The unrelenting need to optimize everything we do, is raising our collective blood pressure and making our collective hearts pound. No one is ever satisfied. Our entire existence seems to be run by a feverish Tiger Mom overlord.
“You only got a 95, why not a 96? Work harder.”
“I’ll do better next week, mom.”
“Why not tomorrow?”
FedEx accelerated a culture fueled by impatience and the dopamine hits that come from instant gratification, but we’ve been running the ball downfield ever since. Only we could take a social media platform that was originally devised to snark about who on campus was hot, to become a marketing juggernaut. Fuck having a relationship with that girl in English Lit. Brands have shoved her aside to have a relationship with all of us at once. Marketing has become the ticket to the ultimate polyamorous grouping. And if you get the tiniest bit jealous over whatever they’re wearing, the resolve is only a click away.
Commerce was chugging along beautifully, until we had just a little hiccup courtesy of a microscopic virus that looks like an orange studded with cloves, sold as air fresheners on Etsy. So pretty and so deadly.
The Pandemic caused us to slam on the brakes. The Great Pause gave us a two plus year hiatus and forced us to slow down to reconsider our actions and interactions. And after considerable time to examine our humanity and reflect we have all decided, pedal to the metal, and no problem paying $1000/night for the hotel that was overpriced at $500/night just two years ago. Five stars for everyone!

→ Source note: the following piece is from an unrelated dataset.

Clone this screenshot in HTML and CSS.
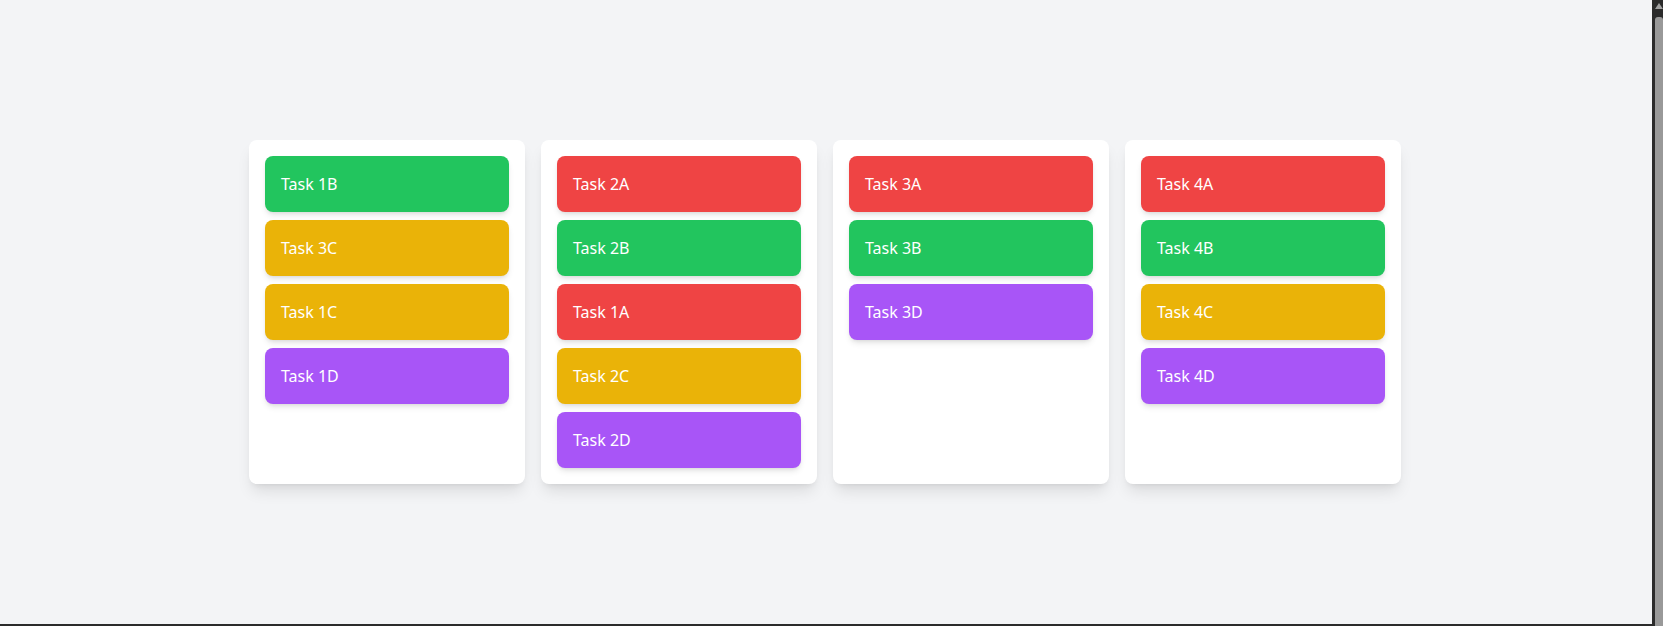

As we emerged from our shell-shocked caves, AI slithered out alongside us to remind us of what slackers we’d been and consume everything in its path starting with our employment. If it didn’t eat your job, horrors, you must learn to work with it, learn new context around familiar words like generative and agent, and convince leadership that you like it. Our worlds have become so turbocharged that the human brain can no longer keep up. All that matters is the end result.
Simon Sinek has been criticized for a lack of evidenced based opinions, but he said something interesting about AI that caught my attention. I’m paraphrasing - life is about the journey, not the destination, and AI is only about the destination.
I used to show up to a European city with no idea where to eat dinner. Now I’ve made a reservation and reviewed the menu. I just show up and eat, but the discovery has no longer been left to chance. Chances are my choice was already curated by Travel and Leisure, Conde Naste or The Telegraph. In the olden days, the sheer act of figuring out how to get from point A to point B was an important part of the experience and half the fun. Bonus points for stumbling on a great souvlaki stand.
Today we seem to be so hyper focused on outcomes that it matters less and less how we achieve them. I’m not sure of what that means for all of us, but it leaves me feeling cold. Just scoring baskets without playing the game serves no purpose. Unless we can set the whole thing on autopilot, collect a paycheck, and do whatever we like. Which currently seems to be enjoying the very best of the best, whatever you fancy.
I’ll tell you what I fancy. It’s the end of black truffle season in France and I need to book a flight. I’ve read that the Poularde en Vessie at L’Assiette in Paris is divine. I suppose I could make it myself, but I’m waiting on a meat thermometer.